You sleep on your own bed. And you seem to really enjoy it. My independent sleep-crawler (as in “sleep-walker).
I sleep in my own bed. Obviously. But some days, at the crack of dawn, I kidnap you and bring you to our bed, so that I can sniff your milky breath and feel your hair tickle my nose.
You can stay for half an hour in the swimming pool, making happy screeching noises. That’s double the time you would “swim” a month ago.
I manage to drag myself to the swimming pool (almost) every Sunday morning, to see you laugh and splash around, despite the fact that I hate sports. You make me a better person.
You love to bite my nose and tug on my ears and give me slobbery kisses with your mouth wide open. You also caress my cheeks some times and laugh with my ridiculous jokes (aka stupid noises).
I would let you bite off my whole nose, just to see that naughty look on your eyes and the loud laughter that comes afterwards. You matter to me more than myself does and that is an incredible feeling.
You bang your head on the floor sometimes during your adventurous explorations.
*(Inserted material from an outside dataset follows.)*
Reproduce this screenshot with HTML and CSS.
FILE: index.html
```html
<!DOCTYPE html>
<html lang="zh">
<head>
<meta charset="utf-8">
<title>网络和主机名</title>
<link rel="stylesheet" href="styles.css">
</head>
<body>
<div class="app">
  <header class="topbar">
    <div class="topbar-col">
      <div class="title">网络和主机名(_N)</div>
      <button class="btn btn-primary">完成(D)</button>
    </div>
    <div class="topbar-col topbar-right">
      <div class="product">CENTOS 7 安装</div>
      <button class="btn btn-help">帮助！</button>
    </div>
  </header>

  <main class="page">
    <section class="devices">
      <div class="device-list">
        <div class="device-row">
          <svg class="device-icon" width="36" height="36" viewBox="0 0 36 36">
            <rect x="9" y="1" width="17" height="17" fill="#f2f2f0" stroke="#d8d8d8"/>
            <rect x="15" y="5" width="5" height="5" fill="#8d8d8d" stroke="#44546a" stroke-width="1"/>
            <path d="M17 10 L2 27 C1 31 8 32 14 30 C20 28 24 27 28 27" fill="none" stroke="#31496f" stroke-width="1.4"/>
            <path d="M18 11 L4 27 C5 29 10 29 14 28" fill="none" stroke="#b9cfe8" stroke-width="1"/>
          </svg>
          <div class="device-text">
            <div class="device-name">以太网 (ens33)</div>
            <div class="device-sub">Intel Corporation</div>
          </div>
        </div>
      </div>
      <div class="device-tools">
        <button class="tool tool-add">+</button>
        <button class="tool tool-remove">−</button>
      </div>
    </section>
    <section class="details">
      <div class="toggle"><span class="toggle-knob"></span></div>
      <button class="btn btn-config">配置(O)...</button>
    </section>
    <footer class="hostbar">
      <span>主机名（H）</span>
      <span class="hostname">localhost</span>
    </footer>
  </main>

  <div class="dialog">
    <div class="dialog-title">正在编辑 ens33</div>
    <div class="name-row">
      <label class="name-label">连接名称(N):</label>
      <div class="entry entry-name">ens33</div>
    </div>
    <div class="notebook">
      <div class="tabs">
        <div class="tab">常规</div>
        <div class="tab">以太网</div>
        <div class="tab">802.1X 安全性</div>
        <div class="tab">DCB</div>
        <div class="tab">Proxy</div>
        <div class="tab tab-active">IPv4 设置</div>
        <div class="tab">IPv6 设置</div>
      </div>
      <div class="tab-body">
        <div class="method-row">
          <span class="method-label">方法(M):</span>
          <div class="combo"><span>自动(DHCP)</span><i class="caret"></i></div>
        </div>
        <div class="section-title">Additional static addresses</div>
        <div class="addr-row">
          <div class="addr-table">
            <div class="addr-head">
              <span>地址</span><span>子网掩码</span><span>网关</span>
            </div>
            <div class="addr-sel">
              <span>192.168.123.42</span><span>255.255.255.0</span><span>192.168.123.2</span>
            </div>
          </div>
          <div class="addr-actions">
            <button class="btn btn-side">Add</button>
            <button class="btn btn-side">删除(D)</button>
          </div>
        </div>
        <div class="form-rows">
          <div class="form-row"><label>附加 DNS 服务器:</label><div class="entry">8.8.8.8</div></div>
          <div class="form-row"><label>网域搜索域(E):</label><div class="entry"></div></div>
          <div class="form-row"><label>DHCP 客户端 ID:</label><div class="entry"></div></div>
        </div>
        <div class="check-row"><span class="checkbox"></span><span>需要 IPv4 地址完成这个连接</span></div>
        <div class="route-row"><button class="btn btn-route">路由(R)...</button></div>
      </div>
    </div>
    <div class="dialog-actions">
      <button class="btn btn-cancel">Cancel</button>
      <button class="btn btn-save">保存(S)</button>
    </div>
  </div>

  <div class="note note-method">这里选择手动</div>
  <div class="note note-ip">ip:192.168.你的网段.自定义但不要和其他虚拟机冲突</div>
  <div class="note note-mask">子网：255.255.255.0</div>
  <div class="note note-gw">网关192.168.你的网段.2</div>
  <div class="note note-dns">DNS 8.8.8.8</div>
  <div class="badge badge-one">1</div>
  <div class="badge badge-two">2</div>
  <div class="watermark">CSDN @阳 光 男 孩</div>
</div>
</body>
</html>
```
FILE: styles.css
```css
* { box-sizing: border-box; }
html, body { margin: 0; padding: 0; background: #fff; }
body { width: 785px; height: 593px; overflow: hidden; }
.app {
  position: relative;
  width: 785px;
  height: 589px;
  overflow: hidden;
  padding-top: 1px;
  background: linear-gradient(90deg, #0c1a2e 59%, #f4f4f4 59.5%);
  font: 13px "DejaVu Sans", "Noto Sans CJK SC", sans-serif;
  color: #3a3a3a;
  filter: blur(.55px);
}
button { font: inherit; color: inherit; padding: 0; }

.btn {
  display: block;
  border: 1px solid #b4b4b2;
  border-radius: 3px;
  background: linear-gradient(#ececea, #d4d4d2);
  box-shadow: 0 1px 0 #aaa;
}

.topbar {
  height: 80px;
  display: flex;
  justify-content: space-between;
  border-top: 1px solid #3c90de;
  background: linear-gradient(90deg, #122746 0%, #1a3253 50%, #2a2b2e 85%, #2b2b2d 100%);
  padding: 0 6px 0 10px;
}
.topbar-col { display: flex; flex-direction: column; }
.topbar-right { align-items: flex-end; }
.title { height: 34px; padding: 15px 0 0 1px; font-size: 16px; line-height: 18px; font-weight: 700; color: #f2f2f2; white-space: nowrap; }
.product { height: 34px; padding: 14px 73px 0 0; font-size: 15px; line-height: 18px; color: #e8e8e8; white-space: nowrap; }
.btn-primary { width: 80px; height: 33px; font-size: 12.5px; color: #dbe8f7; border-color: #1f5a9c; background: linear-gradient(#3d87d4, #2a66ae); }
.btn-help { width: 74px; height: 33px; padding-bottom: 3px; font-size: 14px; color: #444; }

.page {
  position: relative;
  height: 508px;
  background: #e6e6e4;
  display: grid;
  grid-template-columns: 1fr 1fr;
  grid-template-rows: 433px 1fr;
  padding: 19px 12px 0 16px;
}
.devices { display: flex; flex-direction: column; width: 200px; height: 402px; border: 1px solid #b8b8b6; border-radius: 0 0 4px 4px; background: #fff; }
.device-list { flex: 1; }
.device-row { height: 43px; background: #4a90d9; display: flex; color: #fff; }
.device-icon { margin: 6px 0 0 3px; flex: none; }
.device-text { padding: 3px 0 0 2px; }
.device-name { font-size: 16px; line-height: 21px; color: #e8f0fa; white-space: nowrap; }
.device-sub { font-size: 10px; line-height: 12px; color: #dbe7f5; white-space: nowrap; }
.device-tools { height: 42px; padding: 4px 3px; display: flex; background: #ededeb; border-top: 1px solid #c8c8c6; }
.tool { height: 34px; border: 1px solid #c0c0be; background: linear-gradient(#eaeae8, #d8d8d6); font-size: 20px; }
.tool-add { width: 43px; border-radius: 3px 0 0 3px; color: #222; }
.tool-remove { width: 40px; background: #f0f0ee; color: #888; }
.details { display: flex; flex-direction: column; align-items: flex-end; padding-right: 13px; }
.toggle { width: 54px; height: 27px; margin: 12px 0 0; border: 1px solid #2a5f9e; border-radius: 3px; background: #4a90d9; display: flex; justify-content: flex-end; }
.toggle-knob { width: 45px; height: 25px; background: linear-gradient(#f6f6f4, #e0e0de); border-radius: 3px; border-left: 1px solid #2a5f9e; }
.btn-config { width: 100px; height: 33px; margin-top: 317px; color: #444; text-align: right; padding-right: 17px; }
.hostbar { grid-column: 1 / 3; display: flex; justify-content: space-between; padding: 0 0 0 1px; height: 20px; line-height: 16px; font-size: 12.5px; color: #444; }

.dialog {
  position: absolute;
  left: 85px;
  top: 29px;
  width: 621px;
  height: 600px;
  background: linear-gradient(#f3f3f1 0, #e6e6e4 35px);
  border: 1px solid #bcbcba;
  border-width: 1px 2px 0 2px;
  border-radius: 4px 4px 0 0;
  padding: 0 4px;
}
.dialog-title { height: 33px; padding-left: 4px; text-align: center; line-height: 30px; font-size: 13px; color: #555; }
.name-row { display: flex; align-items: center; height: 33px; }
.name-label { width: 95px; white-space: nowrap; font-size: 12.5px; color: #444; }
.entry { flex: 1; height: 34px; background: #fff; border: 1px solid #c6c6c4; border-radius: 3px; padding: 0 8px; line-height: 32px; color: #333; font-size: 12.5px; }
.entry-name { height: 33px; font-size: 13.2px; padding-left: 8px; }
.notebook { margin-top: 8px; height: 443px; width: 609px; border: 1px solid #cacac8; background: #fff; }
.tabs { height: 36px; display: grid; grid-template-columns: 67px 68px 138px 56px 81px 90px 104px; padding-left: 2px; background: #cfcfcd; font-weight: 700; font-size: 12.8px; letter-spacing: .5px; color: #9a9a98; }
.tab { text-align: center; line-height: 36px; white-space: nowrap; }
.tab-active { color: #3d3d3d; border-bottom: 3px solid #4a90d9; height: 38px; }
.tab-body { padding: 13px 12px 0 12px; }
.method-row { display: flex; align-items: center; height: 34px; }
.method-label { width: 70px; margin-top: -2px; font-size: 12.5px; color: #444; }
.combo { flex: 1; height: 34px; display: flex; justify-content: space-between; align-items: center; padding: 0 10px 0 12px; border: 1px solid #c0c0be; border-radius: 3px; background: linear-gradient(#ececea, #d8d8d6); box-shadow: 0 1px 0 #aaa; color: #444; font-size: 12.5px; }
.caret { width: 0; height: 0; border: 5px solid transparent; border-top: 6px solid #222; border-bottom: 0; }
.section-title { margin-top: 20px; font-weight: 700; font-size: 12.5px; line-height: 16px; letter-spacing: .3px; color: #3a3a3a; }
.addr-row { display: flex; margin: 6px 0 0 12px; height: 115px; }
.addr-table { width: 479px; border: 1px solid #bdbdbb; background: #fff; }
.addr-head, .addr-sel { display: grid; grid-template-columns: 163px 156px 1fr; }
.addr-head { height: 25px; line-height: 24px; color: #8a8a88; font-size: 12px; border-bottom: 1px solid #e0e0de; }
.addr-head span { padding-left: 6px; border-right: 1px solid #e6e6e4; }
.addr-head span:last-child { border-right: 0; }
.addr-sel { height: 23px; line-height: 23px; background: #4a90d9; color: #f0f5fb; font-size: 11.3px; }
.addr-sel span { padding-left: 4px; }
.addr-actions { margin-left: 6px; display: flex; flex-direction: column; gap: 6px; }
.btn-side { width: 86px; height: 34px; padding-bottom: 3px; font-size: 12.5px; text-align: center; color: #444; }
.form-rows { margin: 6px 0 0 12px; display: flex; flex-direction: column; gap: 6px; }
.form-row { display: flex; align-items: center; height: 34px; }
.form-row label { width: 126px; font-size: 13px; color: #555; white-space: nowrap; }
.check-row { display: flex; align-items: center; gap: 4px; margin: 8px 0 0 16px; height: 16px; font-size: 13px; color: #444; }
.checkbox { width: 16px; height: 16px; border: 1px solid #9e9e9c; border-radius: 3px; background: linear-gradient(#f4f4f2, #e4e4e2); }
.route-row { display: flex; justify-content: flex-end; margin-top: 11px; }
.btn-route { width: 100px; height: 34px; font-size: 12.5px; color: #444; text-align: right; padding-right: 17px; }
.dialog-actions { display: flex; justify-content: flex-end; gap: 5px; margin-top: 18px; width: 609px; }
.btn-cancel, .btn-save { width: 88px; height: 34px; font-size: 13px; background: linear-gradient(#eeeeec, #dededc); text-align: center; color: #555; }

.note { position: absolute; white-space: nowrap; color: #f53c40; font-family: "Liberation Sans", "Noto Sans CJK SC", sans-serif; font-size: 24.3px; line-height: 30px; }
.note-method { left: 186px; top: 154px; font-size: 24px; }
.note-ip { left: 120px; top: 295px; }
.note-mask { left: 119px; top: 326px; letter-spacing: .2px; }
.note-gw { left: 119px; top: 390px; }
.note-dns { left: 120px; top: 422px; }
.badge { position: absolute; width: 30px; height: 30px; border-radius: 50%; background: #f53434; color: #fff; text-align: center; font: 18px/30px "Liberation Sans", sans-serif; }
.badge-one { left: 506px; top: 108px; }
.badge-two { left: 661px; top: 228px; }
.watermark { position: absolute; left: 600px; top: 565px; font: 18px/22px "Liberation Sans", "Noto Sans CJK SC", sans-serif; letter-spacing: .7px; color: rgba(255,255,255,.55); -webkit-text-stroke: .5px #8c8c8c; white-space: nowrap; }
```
You get scared and cry, despite the fact that most of our floor surface is padded with carpets and blankets and play mats. But then you get up and start trying again to conquer whatever milestone you are after.
I want to bang my head on the floor sometimes and cry because I get scared when I realize that this constant worry about you is never going to go away. But then I collect myself and remember that the wonder is worth the worry.
You start to like me now. I can tell.
I love you now. More than words can describe.